De volgende dappere daad van Botzaris was de redding van Missolonghi. Geruimen tijd verdedigde hij deze stad met eenige honderden Soelioten tegen 12000 Turken, terwijl het hem daarna gelukte, door onderhandelingen zooveel tijd te winnen, dat hij nog 17000 man benevens eenig geschut in de vesting kon brengen. De Turken bestormden haar in den nacht van den 5den op den 6den Januarij 1823 en leden eene geweldige nederlaag. In April daaraanvol­gende benoemde de Grieksche Nationale Ver­gadering hem tot generaal en chef in Aeolië, terwijl Kolokotroni het bevel voerde in den Peloponnésus. Botzaris opende den veldtogt in Mei, en reeds den 15den viel Lepanto in zijne magt.

Toen talrijke Turksche benden aanrukten en de moed der Grieken begon te verflaauwen, liet hij Anatoliko en Missolon­ghi ijlings versterken en trok met 2500 man een leger van 12000 Turken onder Omar Vrione en Joessoef Pasja te gemoet. Met behendigheid wierp hij de afzonderlijke afdeelingen van den vijand terug, totdat Moestaphapasja van Skoetari met hulptroepen verscheen, die de magt der Turken verdubbelden.

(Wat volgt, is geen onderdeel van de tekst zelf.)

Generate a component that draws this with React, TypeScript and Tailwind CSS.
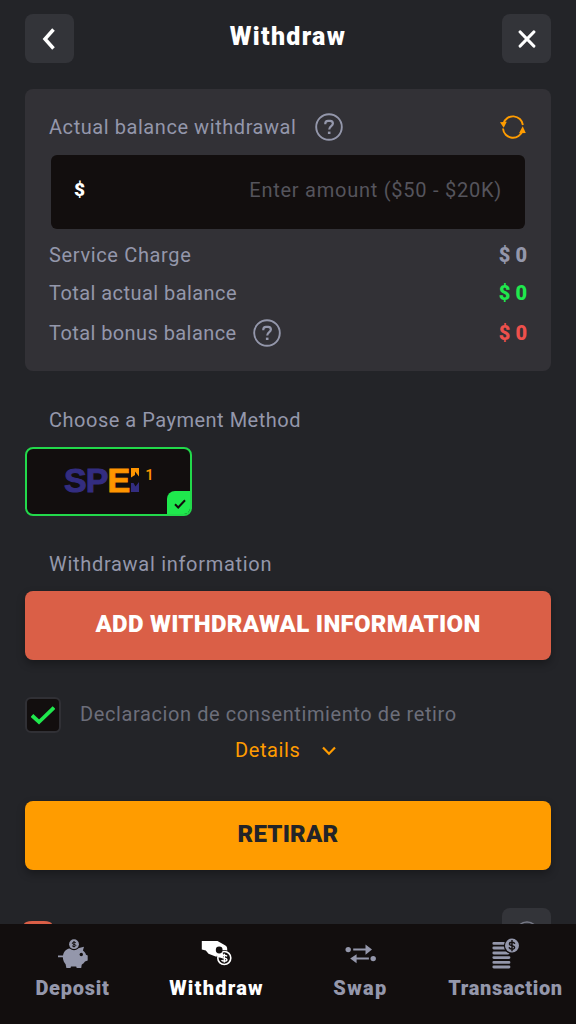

Nadat Botzaris de beide eerstgenoemde aanvoerders gescheiden en geslagen had, vond hij dezen laatste den 19den Augustus bij Karpenisi. In den hierop volgenden nacht drong Bot­zaris met 250 man in alle stilte door in het Turksche leger, waar hij zelf den Pasja en diens neef deed sneven en een vreeselijk bloedbad aanrigtte,‘ terwijl de overige Grieken tegelijkertijd het kamp aanvielen. Die dappere daad kostte echter aan Botzaris het leven.

Honderd soldaten bragten zijn lijk naar Mis­solonghi, waar het te midden der behaalde zegeteekenen begraven werd. —Zijn broeder Konstantijn wreekte den dood van dezen held. In het jaar 1826 behoorde hij in Mis­solonghi tot de 1000 oorlogsmannen, die zich een weg baanden door de gelederen van den vijand. — Hun oom Noti Botzaris streed met de Soelioten tot verdediging van Soeli, en toen deze vest bezweken was, wierp hij zich in het klooster Vetenitza, waar hij zich dapper verdedigde, totdat de honger hem noodzaakte, om zich door den belege­renden vijand heen te slaan. Slechts 10 man­nen bereikten levend dit doel, en Botzaris viel in handen der Turken. Later in vrijheid gesteld, diende hij als majoor bij het Fran­sche regiment, waarbij zich zijn neef Markos bevond en strekte dezen vervolgens tot een trouwen raadgever. Hij behoorde desgelijks tot de 1000, die uit Missolonghi ontkwamen en overleed in 1831. — Dimitri Botzaris, de eenige zoon van Markos, werd in 1859 be­last met de portefeuille van Oorlog in het Grieksche Kabinet, en overleed in Septem­ber 1871.